Now lets find out all users (buyers and sellers) who are from New York. We will use the user when to only match the user nodes and then use the WHERE clause to filter only nodes whose property city is New York.

%%oc 
MATCH (t:user)
WHERE t.city = "New York"
RETURN t

Users buying and selling for events in Toronto

To find paths containing users who listed tickets and bought tickets for events in Toronto. We can use the following query to match the path (n:user)-[]-(e:event)-[]-(u:user) and then filter the city property of the event node to Toronto

%%oc  -d $display_var -l20
MATCH p=(n:user)-[]-(e:event)-[]-(u:user)
WHERE e.city = "Toronto"
RETURN p

Match event property directly in path

Let us now match all sellers and buyers for tickets to The Police event. Instead of using the WHERE clause after MATCH we can filter the required paths directly in the first MATCH clause by specifying the property name as The Police in the event node in MATCH statement.

%%oc -d $display_var
MATCH p=(seller:user)-->(event {name: 'The Police'})-->(buyer:user)
RETURN p

Looks like we have two events, for which tickets listed by a user were purchased by another user. However, maybe we need some more granular information regarding the transactions and whether all the tickets listed by the seller were bought.

We can then return the associated properties of the relationships as separate columns in a table. The previous query can be modified to return the properties and relationship type instead of the path and alias the names (which will be the table column names). We also do not need to match the full path (explicitly the directions between users and events) as in the previous query as we are interested in all relationship types connected to the The Police events node(s). This output will not give the option of displaying a graph in the widget as we have not returned a path.

%%oc -d $display_var
MATCH p=()-[e]-(event {name: 'The Police'})
RETURN e.date as event_date,
type(e) AS event_type,
e.quantity as number_of_tickets,
e.price as price

Path length and hops

Here we will try and find a user has listed a ticket for the event Mary Poppins and is at least 11 hops away from any other node. In the cypher query below, we have matched a user node with a directed relationship to event node with property name Mary Poppins. Since this already accounts for the first hop, we need to match the remaining minimum 10 hops from the event node to any other user node. We can achieve this by using variable length pattern matching in cypher which allows users to specify a range of lengths in the relationship description of a pattern. Here we use a lower bound for the range followed by ellipsis to signify no upper bound. Finally we return the username.

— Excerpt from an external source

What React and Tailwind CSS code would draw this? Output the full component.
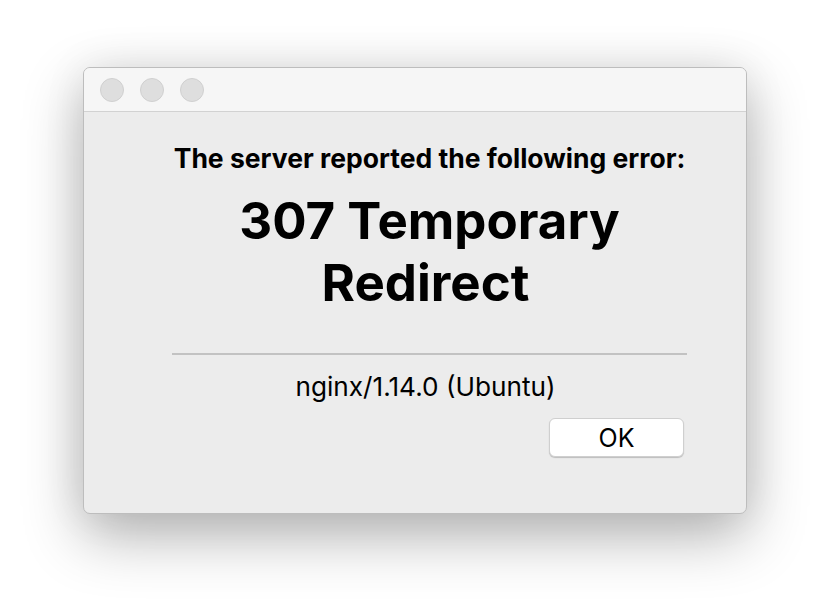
export default function App() {
  return (
    <div className="min-h-screen bg-white pl-[83px] pt-[67px]" style={{ fontFamily: 'Inter, "Noto Sans", sans-serif' }}>
      <div className="w-[664px] h-[447px] rounded-[7px] border border-[#bdbdbd] bg-[#ececec] shadow-[0_22px_60px_rgba(0,0,0,0.3),0_0_45px_rgba(0,0,0,0.07)] overflow-hidden flex flex-col">
        {/* title bar */}
        <div className="h-[44px] shrink-0 bg-[#f6f6f6] border-b border-[#d2d2d2] flex items-center pl-[16px] gap-[16px]">
          <div className="w-[24px] h-[24px] rounded-full bg-[#dedede] border border-[#d0d0d0]" />
          <div className="w-[24px] h-[24px] rounded-full bg-[#dedede] border border-[#d0d0d0]" />
          <div className="w-[24px] h-[24px] rounded-full bg-[#dedede] border border-[#d0d0d0]" />
        </div>

        {/* body */}
        <div className="ml-[88px] w-[515px] flex flex-col items-center text-black">
          <p className="mt-[30px] text-[26.5px] leading-[32px] font-bold whitespace-nowrap">The server reported the following error:</p>
          <h1 className="mt-[16px] text-[51px] leading-[62px] font-bold text-center flex flex-col items-center">
            <span>307 Temporary</span>
            <span className="mr-[8px]">Redirect</span>
          </h1>
          <div className="mt-[39px] w-full h-[2px] bg-[#c2c2c2]" />
          <p className="mt-[16px] mr-[8px] text-[26.2px] leading-[32px]">nginx/1.14.0 (Ubuntu)</p>
          <div className="self-end mt-[15px] mr-[3px]">
            <button className="w-[135px] h-[39px] rounded-[6px] bg-white border border-[#cfcfcf] shadow-[0_1px_1px_rgba(0,0,0,0.2)] text-[25px] leading-[30px] text-black">
              OK
            </button>
          </div>
        </div>
      </div>
    </div>
  );
}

MATCH p=(u:user)-->(event {name: 'Mary Poppins'})-[e*10..]-(:user) 
RETURN DISTINCT u.name AS name

This returns user QRG30DIY. Now let's return the path so we can visualise who this person is connected to.

We can modify the query to match the user QRG30DIY who listed the ticket for Mary Poppins event and then return all subsequent relationships and nodes connected any number of hops away from the Mary Poppins event node (using the * notation).

MATCH p=(u:user {name:'QRG30DIY'})-->(event {name: 'Mary Poppins'})-[*]-()
RETURN p

The user node QRG30DIY has been highlighted in the visual below. If we count the number of connections from this node, there are two paths which have at least 11, ending at user nodes have a single connection to the Macbeth event node.

Deleting Resources

Once you have finished with the queries and analysis, you will need to delete the Neptune DB instance and Redshift Serverless namespace (and associated workgroup). The Neptune DB instance can be deleted with or without final snapshot by following the instructions in the docs. Then delete the Redshift Serverless workgroup by following the steps here followed by the namespace.